A Crisis of Confidence in Higher Education
South Korea’s Ministry of Education has announced a decisive move to amend the Private Teaching Institute Act following a series of high-profile indictments involving the buying and selling of exam questions. The scandal has exposed a lucrative underground market where instructors allegedly purchased test questions from current teachers to boost the performance of students at private academies. The proposed legal changes aim to provide clear grounds for punishing those involved in these illicit practices, addressing a loophole that has allowed the corruption to fester.
The announcement comes at a time of heightened anxiety surrounding the College Scholastic Ability Test, commonly known as the Suneung. This annual standardized test is widely regarded as the single most important factor determining a young person’s future in South Korea, influencing university admission, career prospects, and even social standing. With such high stakes, the integrity of the exam system is paramount, yet recent events have shaken public trust in the fairness of the admissions process.
The Ministry stated that it aims to propose the specific amendments within the year. Under current regulations, the Education Minister has the authority to suspend operations, shut down businesses, or impose fines on private academies for violations such as false advertising or failure to register. However, there is no explicit clause outlining sanctions for academies or instructors specifically involved in the trading of test questions. This legislative gap has made it difficult to effectively penalize the “cash-for-questions” rings that have allegedly infiltrated the education sector.
The Indictments of Star Lecturers
Prosecutors have indicted 46 private academy instructors, including some of the nation’s most famous “star lecturers,” such as Cho Jung-shik and Hyun Woo-jin.

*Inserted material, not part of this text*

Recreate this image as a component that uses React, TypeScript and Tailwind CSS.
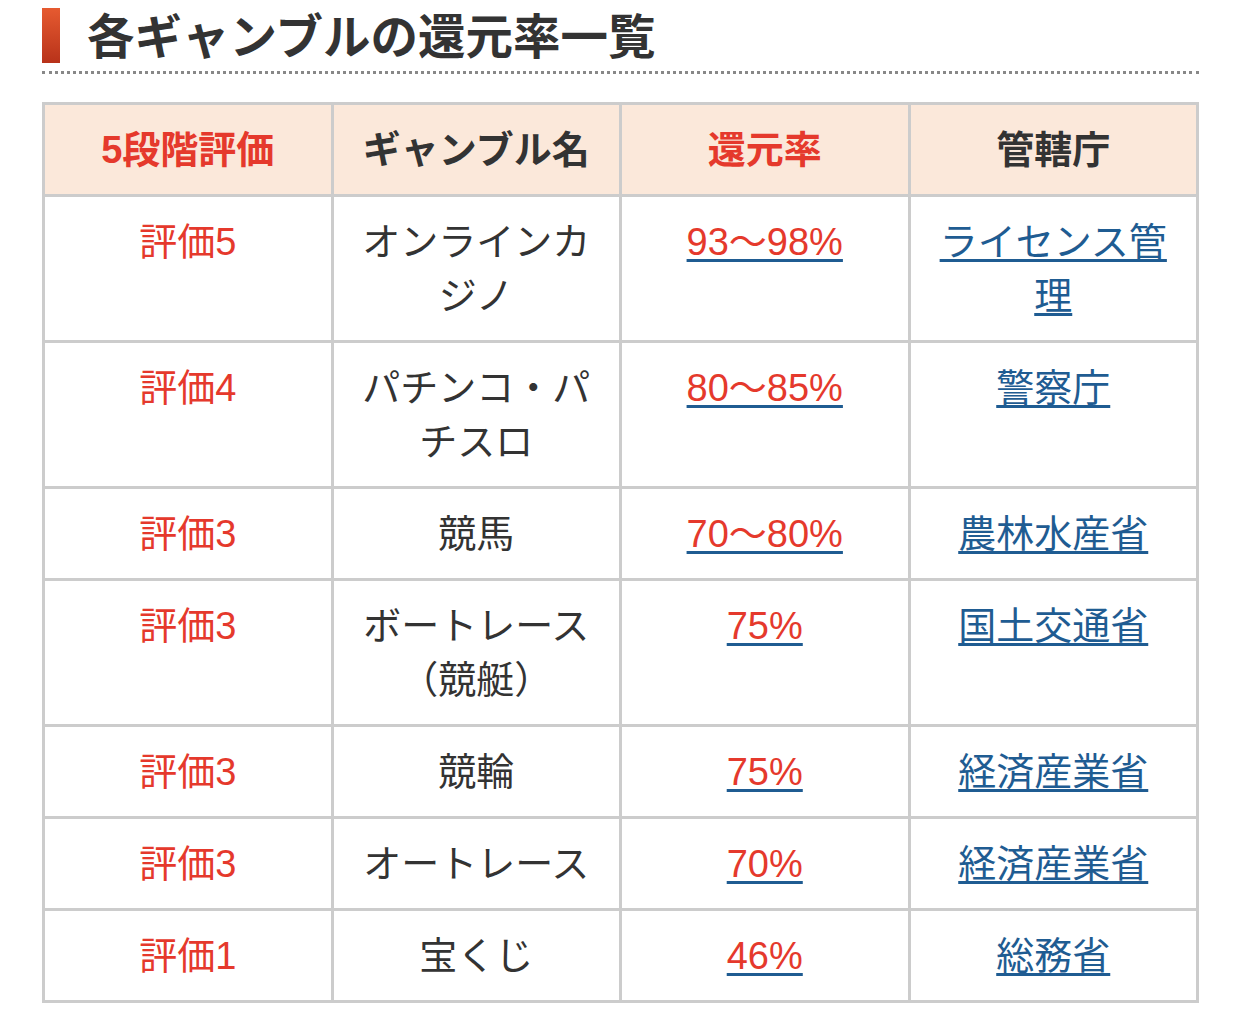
import React from "react";

const rows = [
  { grade: "評価5", name: "オンラインカジノ", rate: "93〜98%", agency: "ライセンス管理" },
  { grade: "評価4", name: "パチンコ・パチスロ", rate: "80〜85%", agency: "警察庁" },
  { grade: "評価3", name: "競馬", rate: "70〜80%", agency: "農林水産省" },
  { grade: "評価3", name: "ボートレース（競艇）", rate: "75%", agency: "国土交通省" },
  { grade: "評価3", name: "競輪", rate: "75%", agency: "経済産業省" },
  { grade: "評価3", name: "オートレース", rate: "70%", agency: "経済産業省" },
  { grade: "評価1", name: "宝くじ", rate: "46%", agency: "総務省" },
];

const font = { fontFamily: '"Liberation Sans", "Noto Sans CJK JP", sans-serif' };

export default function App() {
  return (
    <div className="bg-white w-[1242px] min-h-[1021px] text-[#333]" style={font}>
      <div className="ml-[42px] w-[1157px] pt-[8px]">
        <div className="flex items-center pb-[8px] border-b-[3px] border-dotted border-[#888]">
          <div className="w-[18px] h-[55px] bg-gradient-to-b from-[#e65a30] to-[#b8321a]" />
          <h2 className="ml-[27px] pt-[4px] text-[47.5px] font-bold leading-[51px] text-[#333]">
            各ギャンブルの還元率一覧
          </h2>
        </div>
        <table className="mt-[28px] w-full border-collapse table-fixed border-[3px] border-[#cccccc] text-[38px] leading-[54px] text-center">
          <thead>
            <tr className="bg-[#fbe8da]">
              <th className="border-[3px] border-[#cccccc] pt-[18px] pb-[17px] px-[12px] font-bold text-[#e5392c]">5段階評価</th>
              <th className="border-[3px] border-[#cccccc] pt-[18px] pb-[17px] px-[12px] font-bold text-[#333]">ギャンブル名</th>
              <th className="border-[3px] border-[#cccccc] pt-[18px] pb-[17px] px-[12px] font-bold text-[#e5392c]">還元率</th>
              <th className="border-[3px] border-[#cccccc] pt-[18px] pb-[17px] px-[12px] font-bold text-[#333]">管轄庁</th>
            </tr>
          </thead>
          <tbody>
            {rows.map((r, i) => (
              <tr key={i}>
                <td className="border-[3px] border-[#cccccc] pt-[18px] pb-[17px] px-[12px] align-top text-[#e5392c]">{r.grade}</td>
                <td className="border-[3px] border-[#cccccc] pt-[18px] pb-[17px] px-[12px] align-top text-[#333]">{r.name}</td>
                <td className="border-[3px] border-[#cccccc] pt-[18px] pb-[17px] px-[12px] align-top">
                  <a href="#" className="text-[#1f5c92] underline underline-offset-[4px]">
                    <span className="text-[#e5392c]">{r.rate}</span>
                  </a>
                </td>
                <td className="border-[3px] border-[#cccccc] pt-[18px] pb-[17px] px-[12px] align-top">
                  <a href="#" className="text-[#1f5c92] underline underline-offset-[4px]">{r.agency}</a>
                </td>
              </tr>
            ))}
          </tbody>
        </table>
      </div>
    </div>
  );
}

These high-profile educators are accused of obtaining exam questions from current teachers for use in their private teaching materials. According to the prosecution, Hyun allegedly paid a current teacher 420 million won, while Cho paid 83 million won in exchange for questions from the mock college entrance exam and school tests.
The financial incentives for these instructors are immense. By securing questions in advance, private academies can effectively guarantee higher scores for their students. These inflated results are then used in marketing campaigns to attract new enrollments and justify exorbitant tuition fees. Prosecutors have also indicted the education company Hyconsi and the Gangnam Daesung Institute on charges of trading exam questions with teachers between 2020 and 2023.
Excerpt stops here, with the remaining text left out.